TASK MATERIAL =

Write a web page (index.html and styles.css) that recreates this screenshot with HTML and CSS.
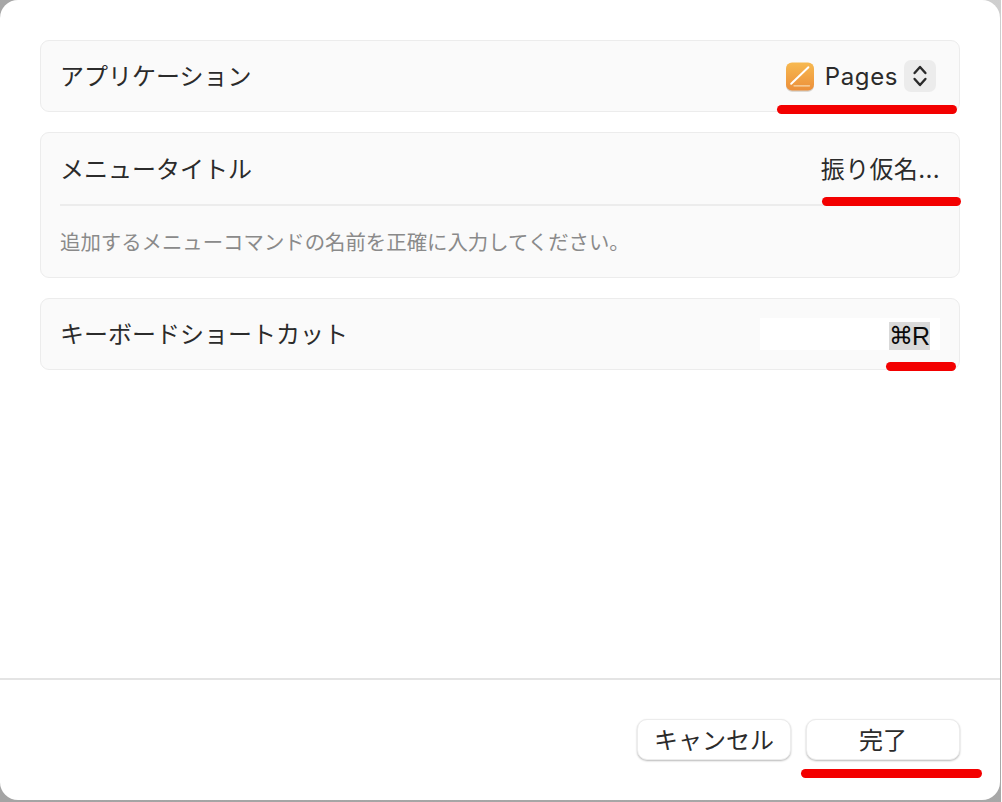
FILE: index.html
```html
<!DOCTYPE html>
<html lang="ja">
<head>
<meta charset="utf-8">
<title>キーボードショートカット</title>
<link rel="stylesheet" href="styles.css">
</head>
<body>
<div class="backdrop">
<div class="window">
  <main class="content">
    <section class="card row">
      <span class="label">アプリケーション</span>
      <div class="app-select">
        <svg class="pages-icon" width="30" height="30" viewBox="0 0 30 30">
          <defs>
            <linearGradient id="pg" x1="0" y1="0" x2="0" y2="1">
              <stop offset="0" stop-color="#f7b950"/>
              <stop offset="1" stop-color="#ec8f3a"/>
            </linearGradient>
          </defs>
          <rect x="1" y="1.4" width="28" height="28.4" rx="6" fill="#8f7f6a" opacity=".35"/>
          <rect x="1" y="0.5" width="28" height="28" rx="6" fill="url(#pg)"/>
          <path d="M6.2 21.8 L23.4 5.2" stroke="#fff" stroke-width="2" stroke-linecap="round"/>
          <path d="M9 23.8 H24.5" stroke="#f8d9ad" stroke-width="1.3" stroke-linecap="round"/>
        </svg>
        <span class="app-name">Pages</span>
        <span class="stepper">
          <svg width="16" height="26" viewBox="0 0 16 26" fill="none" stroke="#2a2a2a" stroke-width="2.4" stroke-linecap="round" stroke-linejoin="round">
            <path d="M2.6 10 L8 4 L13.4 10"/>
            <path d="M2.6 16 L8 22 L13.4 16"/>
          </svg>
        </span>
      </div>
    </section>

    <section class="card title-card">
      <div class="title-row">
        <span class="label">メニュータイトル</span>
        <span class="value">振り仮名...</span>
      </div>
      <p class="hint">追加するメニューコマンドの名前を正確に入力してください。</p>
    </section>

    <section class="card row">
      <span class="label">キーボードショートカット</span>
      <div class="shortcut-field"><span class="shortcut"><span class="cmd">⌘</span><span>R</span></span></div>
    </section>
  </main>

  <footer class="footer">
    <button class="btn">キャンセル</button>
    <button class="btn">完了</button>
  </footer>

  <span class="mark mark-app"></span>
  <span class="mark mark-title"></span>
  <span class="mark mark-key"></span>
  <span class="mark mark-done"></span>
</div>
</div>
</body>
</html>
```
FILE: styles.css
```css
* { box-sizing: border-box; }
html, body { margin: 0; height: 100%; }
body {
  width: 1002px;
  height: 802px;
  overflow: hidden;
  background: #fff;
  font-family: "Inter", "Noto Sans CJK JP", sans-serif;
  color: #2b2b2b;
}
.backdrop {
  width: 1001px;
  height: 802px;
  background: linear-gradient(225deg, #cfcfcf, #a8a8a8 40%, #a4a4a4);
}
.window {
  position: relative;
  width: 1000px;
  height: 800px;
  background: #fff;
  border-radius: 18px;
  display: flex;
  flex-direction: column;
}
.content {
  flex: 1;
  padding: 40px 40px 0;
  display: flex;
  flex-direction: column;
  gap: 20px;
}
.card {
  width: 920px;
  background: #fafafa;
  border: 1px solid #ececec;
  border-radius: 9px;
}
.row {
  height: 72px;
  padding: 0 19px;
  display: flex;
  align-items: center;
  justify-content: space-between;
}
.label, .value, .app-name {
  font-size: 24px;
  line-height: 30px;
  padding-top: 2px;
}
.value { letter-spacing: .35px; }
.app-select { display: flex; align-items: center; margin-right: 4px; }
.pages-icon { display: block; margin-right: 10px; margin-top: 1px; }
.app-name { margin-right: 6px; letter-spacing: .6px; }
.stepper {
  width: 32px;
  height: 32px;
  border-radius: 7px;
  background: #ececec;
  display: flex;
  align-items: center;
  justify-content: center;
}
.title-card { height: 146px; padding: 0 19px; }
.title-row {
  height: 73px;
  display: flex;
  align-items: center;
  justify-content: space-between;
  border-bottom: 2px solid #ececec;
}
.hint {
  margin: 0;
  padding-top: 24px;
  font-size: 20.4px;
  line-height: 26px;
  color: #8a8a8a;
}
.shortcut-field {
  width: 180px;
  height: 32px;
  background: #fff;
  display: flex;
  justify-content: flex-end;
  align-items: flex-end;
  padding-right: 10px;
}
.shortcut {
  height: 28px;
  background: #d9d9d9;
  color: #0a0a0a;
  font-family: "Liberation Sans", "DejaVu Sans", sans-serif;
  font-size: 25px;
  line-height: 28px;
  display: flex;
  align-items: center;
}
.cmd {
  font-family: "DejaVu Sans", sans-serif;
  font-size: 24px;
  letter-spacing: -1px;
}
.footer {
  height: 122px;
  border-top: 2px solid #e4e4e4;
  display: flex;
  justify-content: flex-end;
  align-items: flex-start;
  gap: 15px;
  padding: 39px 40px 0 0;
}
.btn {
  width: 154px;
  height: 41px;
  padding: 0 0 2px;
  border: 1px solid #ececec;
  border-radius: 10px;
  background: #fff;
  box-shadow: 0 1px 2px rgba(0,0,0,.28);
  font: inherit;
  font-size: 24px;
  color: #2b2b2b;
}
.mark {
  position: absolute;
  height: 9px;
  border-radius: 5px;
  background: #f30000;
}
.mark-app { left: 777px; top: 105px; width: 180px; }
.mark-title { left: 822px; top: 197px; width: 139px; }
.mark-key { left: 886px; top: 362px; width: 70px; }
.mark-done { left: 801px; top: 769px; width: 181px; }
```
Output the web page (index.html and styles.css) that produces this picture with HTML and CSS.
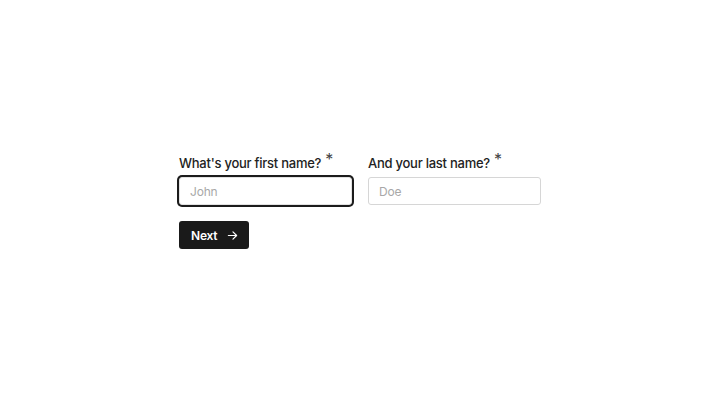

YOUR INSTRUCTIONS = Using the records above, output their complete text exactly, minus any images.

OUTPUT FOR THIS EXERCISE =
Write a web page (index.html and styles.css) that recreates this screenshot with HTML and CSS.
FILE: index.html
```html
<!DOCTYPE html>
<html lang="ja">
<head>
<meta charset="utf-8">
<title>キーボードショートカット</title>
<link rel="stylesheet" href="styles.css">
</head>
<body>
<div class="backdrop">
<div class="window">
  <main class="content">
    <section class="card row">
      <span class="label">アプリケーション</span>
      <div class="app-select">
        <svg class="pages-icon" width="30" height="30" viewBox="0 0 30 30">
          <defs>
            <linearGradient id="pg" x1="0" y1="0" x2="0" y2="1">
              <stop offset="0" stop-color="#f7b950"/>
              <stop offset="1" stop-color="#ec8f3a"/>
            </linearGradient>
          </defs>
          <rect x="1" y="1.4" width="28" height="28.4" rx="6" fill="#8f7f6a" opacity=".35"/>
          <rect x="1" y="0.5" width="28" height="28" rx="6" fill="url(#pg)"/>
          <path d="M6.2 21.8 L23.4 5.2" stroke="#fff" stroke-width="2" stroke-linecap="round"/>
          <path d="M9 23.8 H24.5" stroke="#f8d9ad" stroke-width="1.3" stroke-linecap="round"/>
        </svg>
        <span class="app-name">Pages</span>
        <span class="stepper">
          <svg width="16" height="26" viewBox="0 0 16 26" fill="none" stroke="#2a2a2a" stroke-width="2.4" stroke-linecap="round" stroke-linejoin="round">
            <path d="M2.6 10 L8 4 L13.4 10"/>
            <path d="M2.6 16 L8 22 L13.4 16"/>
          </svg>
        </span>
      </div>
    </section>

    <section class="card title-card">
      <div class="title-row">
        <span class="label">メニュータイトル</span>
        <span class="value">振り仮名...</span>
      </div>
      <p class="hint">追加するメニューコマンドの名前を正確に入力してください。</p>
    </section>

    <section class="card row">
      <span class="label">キーボードショートカット</span>
      <div class="shortcut-field"><span class="shortcut"><span class="cmd">⌘</span><span>R</span></span></div>
    </section>
  </main>

  <footer class="footer">
    <button class="btn">キャンセル</button>
    <button class="btn">完了</button>
  </footer>

  <span class="mark mark-app"></span>
  <span class="mark mark-title"></span>
  <span class="mark mark-key"></span>
  <span class="mark mark-done"></span>
</div>
</div>
</body>
</html>
```
FILE: styles.css
```css
* { box-sizing: border-box; }
html, body { margin: 0; height: 100%; }
body {
  width: 1002px;
  height: 802px;
  overflow: hidden;
  background: #fff;
  font-family: "Inter", "Noto Sans CJK JP", sans-serif;
  color: #2b2b2b;
}
.backdrop {
  width: 1001px;
  height: 802px;
  background: linear-gradient(225deg, #cfcfcf, #a8a8a8 40%, #a4a4a4);
}
.window {
  position: relative;
  width: 1000px;
  height: 800px;
  background: #fff;
  border-radius: 18px;
  display: flex;
  flex-direction: column;
}
.content {
  flex: 1;
  padding: 40px 40px 0;
  display: flex;
  flex-direction: column;
  gap: 20px;
}
.card {
  width: 920px;
  background: #fafafa;
  border: 1px solid #ececec;
  border-radius: 9px;
}
.row {
  height: 72px;
  padding: 0 19px;
  display: flex;
  align-items: center;
  justify-content: space-between;
}
.label, .value, .app-name {
  font-size: 24px;
  line-height: 30px;
  padding-top: 2px;
}
.value { letter-spacing: .35px; }
.app-select { display: flex; align-items: center; margin-right: 4px; }
.pages-icon { display: block; margin-right: 10px; margin-top: 1px; }
.app-name { margin-right: 6px; letter-spacing: .6px; }
.stepper {
  width: 32px;
  height: 32px;
  border-radius: 7px;
  background: #ececec;
  display: flex;
  align-items: center;
  justify-content: center;
}
.title-card { height: 146px; padding: 0 19px; }
.title-row {
  height: 73px;
  display: flex;
  align-items: center;
  justify-content: space-between;
  border-bottom: 2px solid #ececec;
}
.hint {
  margin: 0;
  padding-top: 24px;
  font-size: 20.4px;
  line-height: 26px;
  color: #8a8a8a;
}
.shortcut-field {
  width: 180px;
  height: 32px;
  background: #fff;
  display: flex;
  justify-content: flex-end;
  align-items: flex-end;
  padding-right: 10px;
}
.shortcut {
  height: 28px;
  background: #d9d9d9;
  color: #0a0a0a;
  font-family: "Liberation Sans", "DejaVu Sans", sans-serif;
  font-size: 25px;
  line-height: 28px;
  display: flex;
  align-items: center;
}
.cmd {
  font-family: "DejaVu Sans", sans-serif;
  font-size: 24px;
  letter-spacing: -1px;
}
.footer {
  height: 122px;
  border-top: 2px solid #e4e4e4;
  display: flex;
  justify-content: flex-end;
  align-items: flex-start;
  gap: 15px;
  padding: 39px 40px 0 0;
}
.btn {
  width: 154px;
  height: 41px;
  padding: 0 0 2px;
  border: 1px solid #ececec;
  border-radius: 10px;
  background: #fff;
  box-shadow: 0 1px 2px rgba(0,0,0,.28);
  font: inherit;
  font-size: 24px;
  color: #2b2b2b;
}
.mark {
  position: absolute;
  height: 9px;
  border-radius: 5px;
  background: #f30000;
}
.mark-app { left: 777px; top: 105px; width: 180px; }
.mark-title { left: 822px; top: 197px; width: 139px; }
.mark-key { left: 886px; top: 362px; width: 70px; }
.mark-done { left: 801px; top: 769px; width: 181px; }
```
Output the web page (index.html and styles.css) that produces this picture with HTML and CSS.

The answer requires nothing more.